# EXERCISE OBJECTIVE:
Output every line of the data exactly as it appears.

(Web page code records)

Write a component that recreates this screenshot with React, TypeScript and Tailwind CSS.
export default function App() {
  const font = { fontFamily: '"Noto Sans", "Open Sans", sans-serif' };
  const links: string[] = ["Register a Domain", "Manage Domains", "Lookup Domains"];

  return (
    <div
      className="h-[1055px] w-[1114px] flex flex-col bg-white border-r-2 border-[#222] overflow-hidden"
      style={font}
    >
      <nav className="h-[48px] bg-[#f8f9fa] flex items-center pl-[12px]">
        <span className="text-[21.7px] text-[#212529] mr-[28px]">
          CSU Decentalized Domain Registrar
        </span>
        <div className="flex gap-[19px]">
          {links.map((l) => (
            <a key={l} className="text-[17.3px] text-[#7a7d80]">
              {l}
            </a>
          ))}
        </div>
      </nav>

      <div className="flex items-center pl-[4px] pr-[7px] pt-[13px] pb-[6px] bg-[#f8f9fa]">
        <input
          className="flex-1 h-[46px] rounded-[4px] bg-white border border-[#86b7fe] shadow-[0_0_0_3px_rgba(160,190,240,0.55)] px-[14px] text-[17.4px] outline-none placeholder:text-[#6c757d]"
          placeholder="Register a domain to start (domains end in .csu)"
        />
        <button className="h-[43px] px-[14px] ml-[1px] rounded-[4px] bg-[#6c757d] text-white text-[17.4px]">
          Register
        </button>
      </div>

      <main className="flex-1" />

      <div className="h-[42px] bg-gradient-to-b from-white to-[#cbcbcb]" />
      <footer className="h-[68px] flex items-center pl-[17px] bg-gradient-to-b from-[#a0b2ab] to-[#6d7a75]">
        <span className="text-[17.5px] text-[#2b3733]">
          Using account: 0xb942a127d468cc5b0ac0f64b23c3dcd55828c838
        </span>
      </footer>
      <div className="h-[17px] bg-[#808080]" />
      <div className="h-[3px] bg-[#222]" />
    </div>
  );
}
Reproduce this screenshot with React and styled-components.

# WRITTEN RESPONSE:
Write a component that recreates this screenshot with React, TypeScript and Tailwind CSS.
export default function App() {
  const font = { fontFamily: '"Noto Sans", "Open Sans", sans-serif' };
  const links: string[] = ["Register a Domain", "Manage Domains", "Lookup Domains"];

  return (
    <div
      className="h-[1055px] w-[1114px] flex flex-col bg-white border-r-2 border-[#222] overflow-hidden"
      style={font}
    >
      <nav className="h-[48px] bg-[#f8f9fa] flex items-center pl-[12px]">
        <span className="text-[21.7px] text-[#212529] mr-[28px]">
          CSU Decentalized Domain Registrar
        </span>
        <div className="flex gap-[19px]">
          {links.map((l) => (
            <a key={l} className="text-[17.3px] text-[#7a7d80]">
              {l}
            </a>
          ))}
        </div>
      </nav>

      <div className="flex items-center pl-[4px] pr-[7px] pt-[13px] pb-[6px] bg-[#f8f9fa]">
        <input
          className="flex-1 h-[46px] rounded-[4px] bg-white border border-[#86b7fe] shadow-[0_0_0_3px_rgba(160,190,240,0.55)] px-[14px] text-[17.4px] outline-none placeholder:text-[#6c757d]"
          placeholder="Register a domain to start (domains end in .csu)"
        />
        <button className="h-[43px] px-[14px] ml-[1px] rounded-[4px] bg-[#6c757d] text-white text-[17.4px]">
          Register
        </button>
      </div>

      <main className="flex-1" />

      <div className="h-[42px] bg-gradient-to-b from-white to-[#cbcbcb]" />
      <footer className="h-[68px] flex items-center pl-[17px] bg-gradient-to-b from-[#a0b2ab] to-[#6d7a75]">
        <span className="text-[17.5px] text-[#2b3733]">
          Using account: 0xb942a127d468cc5b0ac0f64b23c3dcd55828c838
        </span>
      </footer>
      <div className="h-[17px] bg-[#808080]" />
      <div className="h-[3px] bg-[#222]" />
    </div>
  );
}
Reproduce this screenshot with React and styled-components.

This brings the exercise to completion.